62. The Court reiterates that it is not its task to substitute its own assessment of the facts for that of the domestic authorities, and in particular the courts and, as a general rule, it is for those courts to assess the evidence before them (see, among many authorities, Radomilja and others, § 150). Even if the Court does not discern cogent elements in the case to lead it to depart from the findings reached by the domestic courts, it must nevertheless underline that its task is not to assess whether the alleged acts have actually taken place but whether, on the basis of the material in the file and its relevant case-law, the applicant’s allegations may be considered as arguable.
63. The Court considers that, in spite of the applicant’s repeated statements referring to alleged slap inflicted by T.R., those allegations have not been corroborated with any other relevant evidence (see paragraph 61 above) sufficient to render them arguable for the purposes of either Article 3 or Article 8 of the Convention.
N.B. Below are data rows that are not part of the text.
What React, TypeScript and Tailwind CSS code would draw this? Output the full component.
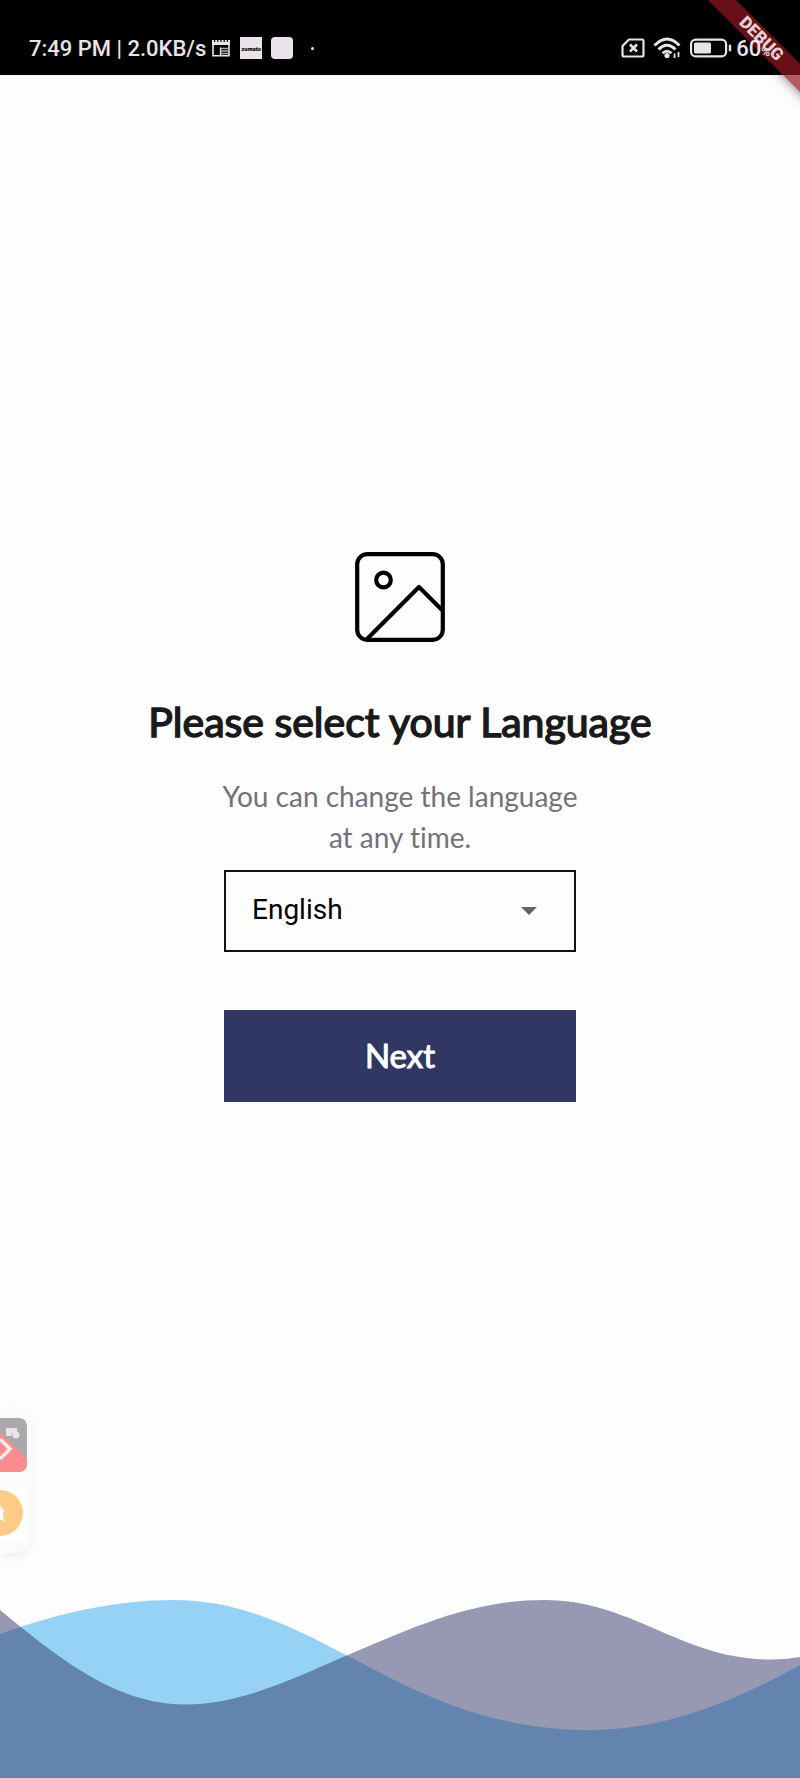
import React, { useState } from "react";

function StatusBar() {
  return (
    <header className="flex h-[75px] items-center justify-between bg-black pt-[21px] pl-[29px] pr-[30px] font-[Roboto,sans-serif] text-[22px] font-medium text-[#e9e3ea]">
      <div className="flex items-center">
        <span className="whitespace-nowrap">7:49 PM | 2.0KB/s</span>
        <svg className="ml-[6px]" width="18" height="17" viewBox="0 0 18 17" fill="none" stroke="currentColor" aria-hidden="true">
          <path d="M1 2V15.800H17V2" strokeWidth="1.6" />
          <path d="M0 1H18" strokeWidth="2" strokeDasharray="2 1.200" />
          <path d="M0 3.500H18" strokeWidth="3" />
          <path d="M8.500 7.500V15.500" strokeWidth="1.3" />
          <path d="M9 8.500H16M9 11H16M9 13.500H16" strokeWidth="1.5" strokeOpacity="0.75" />
        </svg>
        <span className="ml-[10px] flex h-[22px] w-[22px] items-center justify-center bg-[#e9e3ea] text-[6px] font-black italic text-black">zomato</span>
        <span className="ml-[9px] h-[22px] w-[22px] rounded bg-[#e9e3ea]" />
        <span className="ml-[18px] h-[3px] w-[3px] rounded-full bg-[#e9e3ea]" />
      </div>
      <div className="relative z-10 flex items-center">
        <svg width="24" height="20" viewBox="0 0 24 20" fill="none" stroke="currentColor" strokeWidth="2.2" strokeLinejoin="round" aria-hidden="true">
          <path d="M8 1.500H21Q22.500 1.500 22.500 3V17Q22.500 18.500 21 18.500H3Q1.500 18.500 1.500 17V8Z" />
          <path d="M9 6.500L16 13.500M16 6.500L9 13.500" strokeWidth="2.6" />
        </svg>
        <svg className="ml-[8px]" width="28" height="22" viewBox="0 0 28 22" fill="none" stroke="currentColor" strokeWidth="2.8" aria-hidden="true">
          <path d="M1.500 8.500Q14 -4.500 26.500 8.500M5.500 12.500Q14 4 22.500 12.500M9.500 16.200Q14 12 18.500 16.200" />
          <circle cx="14" cy="18.500" r="2.600" fill="currentColor" stroke="none" />
          <path d="M21.500 16.500V21M25.500 15V20" strokeWidth="1.8" />
        </svg>
        <svg className="ml-[9px]" width="42" height="20" viewBox="0 0 42 20" fill="none" aria-hidden="true">
          <rect x="1.100" y="1.600" width="35" height="16.800" rx="4.500" stroke="currentColor" strokeWidth="2.2" />
          <rect x="4" y="4.500" width="17" height="11" rx="1.500" fill="currentColor" />
          <path d="M40 7.800V12.200" stroke="currentColor" strokeWidth="2.4" strokeLinecap="round" />
        </svg>
        <span className="ml-[4px]">60<span className="text-[12px]">%</span></span>
      </div>
    </header>
  );
}

function DebugRibbon() {
  return (
    <div className="pointer-events-none absolute right-0 top-0 h-[110px] w-[110px] overflow-hidden">
      <div className="absolute -right-[61px] top-[29px] flex h-[20px] w-[200px] rotate-45 items-center justify-center bg-[#941520]/70 font-[Roboto,sans-serif] text-[17px] font-black text-[#e2d2d4] shadow-[0_0_12px_rgba(0,0,0,0.5)]">
        DEBUG
      </div>
    </div>
  );
}

function FloatingTools() {
  return (
    <aside className="absolute bottom-[225px] left-0 h-[145px] w-[31px] rounded-r-2xl bg-[#fcfbfc] shadow-[0_4px_8px_rgba(0,0,0,0.06)]">
      <svg width="31" height="145" viewBox="0 0 31 145" fill="none" aria-hidden="true">
        <path d="M0 10H18Q27 10 27 19V55Q27 64 18 64H0Z" fill="#aaa8aa" />
        <path d="M0 24L27 51V55Q27 64 18 64H0Z" fill="#fa8b8f" />
        <path d="M0 31L10 41L0 51" stroke="#f5ecec" strokeWidth="3.500" />
        <path d="M6 20H17V25H12V28H6Z" fill="#e9e6e9" />
        <circle cx="16" cy="27" r="3.500" fill="#e9e6e9" />
        <path d="M0 79H18Q27 79 27 88V123Q27 132 18 132H0Z" fill="#fff" />
        <circle cx="0" cy="105" r="23" fill="#fccb86" />
        <path d="M0 97L2 101H4L3 106L4 114L0 111Z" fill="#fff" />
      </svg>
    </aside>
  );
}

function Waves() {
  return (
    <svg className="absolute bottom-0 left-0 h-[188px] w-full" viewBox="0 0 800 188" preserveAspectRatio="none" aria-hidden="true">
      <path fill="#95d2f6" d="M0 44C60 22 120 10 173 10C240 10 290 36 348 66S480 140 590 140C665 140 733 112 800 75V188H0Z" />
      <path fill="#2f3667" fillOpacity="0.5" d="M0 20C56 66 115 114.500 185 114.500C240 114.500 290 90 348 65C410 39 470 10 545 10C632 10 682 69.500 770 69.500Q786 69.500 800 67V188H0Z" />
    </svg>
  );
}

export default function App() {
  const [language, setLanguage] = useState("English");
  return (
    <div className="relative flex min-h-screen flex-col overflow-hidden bg-[#fefdfe] font-[Lato,sans-serif]">
      <StatusBar />
      <main className="flex flex-1 flex-col items-center pt-[477px] pb-[200px]">
        <svg width="90" height="90" viewBox="0 0 90 90" fill="none" stroke="#000" strokeWidth="4.2" aria-hidden="true">
          <rect x="2.200" y="2.200" width="85.600" height="85.600" rx="10" />
          <circle cx="28.500" cy="28" r="7.300" />
          <path d="M12 87L64 35L87 58" strokeLinejoin="round" />
        </svg>
        <h1 className="mt-[55px] text-center text-[41px] leading-[50px] font-normal text-[#1a191b] [-webkit-text-stroke:1.5px_#1a191b]">Please select your Language</h1>
        <p className="mt-[29px] w-[380px] text-center text-[28px] leading-[41px] text-[#737179] [font-variant-ligatures:none]">You can change the language at any time.</p>
        <form className="mt-[12px] flex w-[352px] flex-col" onSubmit={(e) => e.preventDefault()}>
          <div className="relative">
            <select
              aria-label="Language"
              value={language}
              onChange={(e) => setLanguage(e.target.value)}
              className="h-[82px] w-full appearance-none border-2 border-[#111] bg-transparent pl-[26px] pb-[3px] font-[Roboto,sans-serif] text-[28px] text-black"
            >
              <option>English</option>
            </select>
            <svg className="pointer-events-none absolute right-[39px] top-[37px]" width="16" height="8" viewBox="0 0 16 8" aria-hidden="true">
              <path d="M0 0H16L8 8Z" fill="#666366" />
            </svg>
          </div>
          <button type="submit" className="mt-[58px] h-[92px] bg-[#2f3762] text-[33px] font-normal text-white [-webkit-text-stroke:1px_#fff]">Next</button>
        </form>
      </main>
      <Waves />
      <FloatingTools />
      <DebugRibbon />
    </div>
  );
}
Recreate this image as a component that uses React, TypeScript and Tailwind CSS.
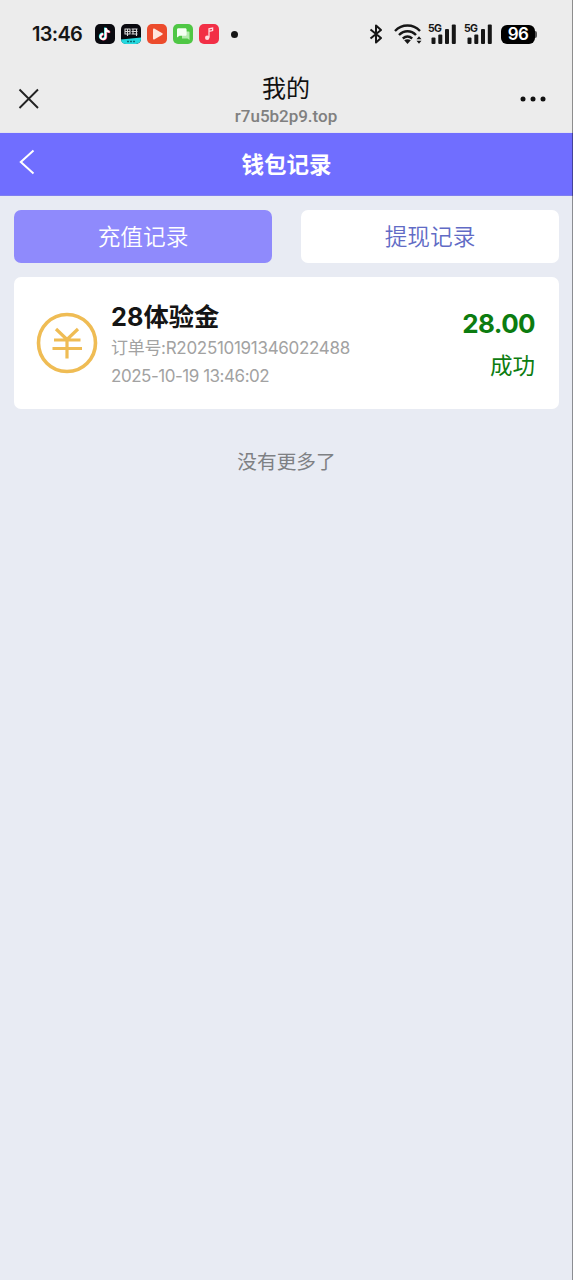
import type { ReactNode } from "react";

const tabs = [
  { name: "充值记录", active: true },
  { name: "提现记录", active: false },
];

const records = [
  {
    title: "28体验金",
    orderNo: "R202510191346022488",
    time: "2025-10-19 13:46:02",
    amount: "28.00",
    status: "成功",
  },
];

function AppBadge({ children }: { children: ReactNode }) {
  return (
    <svg width="20" height="20" viewBox="0 0 20 20" fill="none">
      {children}
    </svg>
  );
}

function Signal() {
  return (
    <div className="relative h-5 w-7">
      <svg className="block" width="28" height="20" viewBox="0 0 28 20" fill="#161616">
        <rect x="3.5" y="13.5" width="4" height="6.5" rx="1" />
        <rect x="10.3" y="10.5" width="4" height="9.5" rx="1" />
        <rect x="17" y="5" width="4" height="15" rx="1" />
        <rect x="23.800" y="0.5" width="4" height="19.5" rx="1" />
      </svg>
      <span className="absolute top-0 left-0 text-[10.500px] leading-[10px] font-bold tracking-[-0.6px]">
        5G
      </span>
    </div>
  );
}

function StatusBar() {
  return (
    <div className="flex h-[68px] items-center pl-8 pr-[36px] text-[#161616]">
      <span className="w-[63px] text-[20px] font-semibold tracking-[-0.7px]">13:46</span>

      <div className="flex items-center gap-[6px]">
        <AppBadge>
          <rect width="20" height="20" rx="5" fill="#09090f" />
          <path d="M10.6 4v8.6a2.6 2.6 0 1 1-2.4-2.6M10.6 4c.3 2.2 1.8 3.6 4 3.8" stroke="#2be8e6" strokeWidth="2" transform="translate(-.6 -.4)" />
          <path d="M10.6 4v8.6a2.6 2.6 0 1 1-2.4-2.6M10.6 4c.3 2.2 1.8 3.6 4 3.8" stroke="#f9406c" strokeWidth="2" transform="translate(.6 .4)" />
          <path d="M10.6 4v8.6a2.6 2.6 0 1 1-2.4-2.6M10.6 4c.3 2.2 1.8 3.6 4 3.8" stroke="#fff" strokeWidth="2" />
        </AppBadge>
        <AppBadge>
          <rect width="20" height="20" rx="5" fill="#09090f" />
          <path d="M0 15.500 20 13.500v1.500a5 5 0 0 1-5 5H5a5 5 0 0 1-5-4.500z" fill="#24d8de" />
          <path d="M3.500 5h6M3.500 7.500h6M3.500 10h6M4 5v5M6.500 4.500V12M9 5v5M10.500 5h6M10.500 7.500h6M10.500 10h6M12 4.500v6M15.500 4.500V12" stroke="#d8d8d8" strokeWidth="1.100" />
          <path d="M6 17.500h2M9 17.500h2M12 17.500h2" stroke="#0a6d77" strokeWidth="1.500" />
        </AppBadge>
        <AppBadge>
          <rect width="20" height="20" rx="5" fill="#ec4b2c" />
          <path d="M6 5.200v9.600c0 .7.6 1 1.200.7l8.100-4.800c.6-.4.6-1 0-1.400L7.200 4.500c-.6-.3-1.200 0-1.200.7z" fill="#ffe4dc" />
        </AppBadge>
        <AppBadge>
          <rect width="20" height="20" rx="5" fill="#4fc745" />
          <path d="M9 7.500h6.500c.8 0 1 .4 1 1V16l-2-1.500H9z" fill="#b5ebae" />
          <path d="M5.500 4.300h6.600c1 0 1.500.5 1.500 1.500v4.400c0 1-.5 1.500-1.500 1.500H6.500L4 13.500V5.800c0-1 .5-1.500 1.500-1.500z" fill="#f4fff2" />
        </AppBadge>
        <AppBadge>
          <rect width="20" height="20" rx="5" fill="#f22f46" />
          <path d="M10 13.500V4.800l3.600-.8v2.600L10 7.400" stroke="#ffdce0" strokeWidth="1.300" />
          <circle cx="8.200" cy="13.700" r="2.200" fill="#ffdce0" />
        </AppBadge>
      </div>

      <span className="ml-3 size-[7px] rounded-full bg-[#161616]" />

      <div className="ml-auto flex items-center">
        <svg width="14" height="20" viewBox="0 0 14 20" fill="none" stroke="#161616" strokeWidth="2">
          <path d="M1.500 5.500 12 14l-5 4.500v-17L12 6 1.500 14.500" strokeLinejoin="round" />
        </svg>
        <svg className="ml-[11px]" width="28" height="20" viewBox="0 0 28 20" fill="none">
          <g stroke="#161616" strokeWidth="2.400">
            <path d="M1 7C8 -.3 19-.3 26 7" />
            <path d="M5 11c5-5 12-5 17 0" />
            <path d="M8.800 14.500c3-2.600 6.400-2.600 9.400 0" />
          </g>
          <path d="M10.200 16.300c2-1.500 4.600-1.500 6.600 0L13.500 20z" fill="#161616" />
          <path d="m22.500 15.300 2.500-3 2.500 3zM22.500 16.800l2.500 3 2.500-3z" fill="#161616" />
        </svg>
        <div className="ml-[6px] flex gap-2">
          <Signal />
          <Signal />
        </div>
        <div className="ml-[9px] mt-px flex items-center">
          <span className="flex h-[19px] w-[34px] items-center justify-center rounded-[6px] bg-black text-[17px] leading-none font-semibold tracking-[-0.5px] text-white">
            96
          </span>
          <span className="h-[7px] w-[2px] rounded-r bg-[#555]" />
        </div>
      </div>
    </div>
  );
}

function BrowserBar() {
  return (
    <div className="flex h-[65px] items-start justify-between border-b border-[#e4e4f0] pl-[18px] pr-[27px]">
      <svg className="mt-5" width="22" height="22" viewBox="0 0 22 22" stroke="#222" strokeWidth="1.900">
        <path d="m1.500 1.500 18.500 18.500M20 1.500 1.500 20" />
      </svg>

      <div className="ml-3 flex flex-col items-center pt-[6px]">
        <h1 className="text-[24px] leading-[30px] text-[#111]">我的</h1>
        <p className="mt-px font-[Roboto,sans-serif] text-[17px] leading-[22px] font-medium tracking-[-0.02px] text-[#808080]">
          r7u5b2p9.top
        </p>
      </div>

      <svg className="mt-[28px]" width="26" height="6" viewBox="0 0 26 6" fill="#111">
        <circle cx="3" cy="3" r="2.500" />
        <circle cx="13" cy="3" r="2.500" />
        <circle cx="23" cy="3" r="2.500" />
      </svg>
    </div>
  );
}

function CoinIcon() {
  return (
    <svg className="-mt-px" width="62" height="62" viewBox="0 0 62 62" fill="none" stroke="#efbc54">
      <circle cx="31" cy="31" r="28.500" strokeWidth="3.600" />
      <path d="m20 17 11 10.500L42 17M18 28h26.500M16.500 36.500h29.500M31 27.500V46.500" strokeWidth="3.200" />
    </svg>
  );
}

export default function App() {
  return (
    <main className="relative h-[1280px] w-full overflow-hidden bg-[#e8ebf3] font-[Inter,'Noto_Sans_CJK_SC',sans-serif]">

      <header className="bg-[#ececec]">
        <StatusBar />
        <BrowserBar />
      </header>

      {/* Page title */}
      <div className="grid h-[63px] grid-cols-[60px_1fr_60px] items-center border-b border-[#7f7ff0] bg-[#706eff] text-white">
        <svg className="-mt-[5px] ml-[19px]" width="16" height="26" viewBox="0 0 16 26" fill="none" stroke="white" strokeWidth="2">
          <path d="M14.500 1.500 1.800 13 14.500 24.500" />
        </svg>
        <h2 className="pt-px text-center text-[22.500px] leading-8 font-bold">钱包记录</h2>
      </div>

      <div className="px-[14px] pt-[14px]">

        {/* Tabs */}
        <div className="grid grid-cols-2 gap-[29px]">
          {tabs.map((tab) => (
            <button
              key={tab.name}
              className={`h-[53px] rounded-[7px] pt-[2px] text-[22.700px] font-[350] ${
                tab.active ? "bg-[#8f8afc] text-white" : "bg-white text-[#616bc5]"
              }`}
            >
              {tab.name}
            </button>
          ))}
        </div>

        {/* Records */}
        {records.map((record) => (
          <div
            key={record.orderNo}
            className="mt-[14px] flex h-[132px] items-center rounded-[7px] bg-white pl-[22px] pr-6"
          >
            <CoinIcon />
            <div className="ml-[13px] flex-1 pt-[3px]">
              <h3 className="text-[25.300px] leading-[34px] font-bold text-[#151515]">{record.title}</h3>
              <p className="text-[17px] leading-7 tracking-[-0.3px] text-[#a2a2a2]">
                订单号:{record.orderNo}
              </p>
              <p className="text-[17px] leading-7 tracking-[-0.47px] text-[#a2a2a2]">
                {record.time}
              </p>
            </div>
            <div className="pt-[3px] text-right text-[#0c7c10]">
              <p className="text-[26px] leading-[42px] font-bold tracking-[-0.6px]">{record.amount}</p>
              <p className="text-[22.500px] leading-[42px]">{record.status}</p>
            </div>
          </div>
        ))}

        <p className="mt-[39px] text-center text-[19.700px] leading-7 text-[#7e8083]">没有更多了</p>
      </div>

      <div className="absolute inset-y-0 right-0 w-px bg-black/40" />
    </main>
  );
}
64. Consequently, no procedural obligations of the domestic authorities (whether under Article 3 or under Article 8) were triggered.
65. It follows that the applicant’s complaints are manifestly ill‑founded and must be rejected in accordance with Article 35 §§ 3 (a) and 4 of the Convention.
For these reasons, the Court, by a majority,
Declares the application inadmissible.
Done in English and notified in writing on 20 December 2022.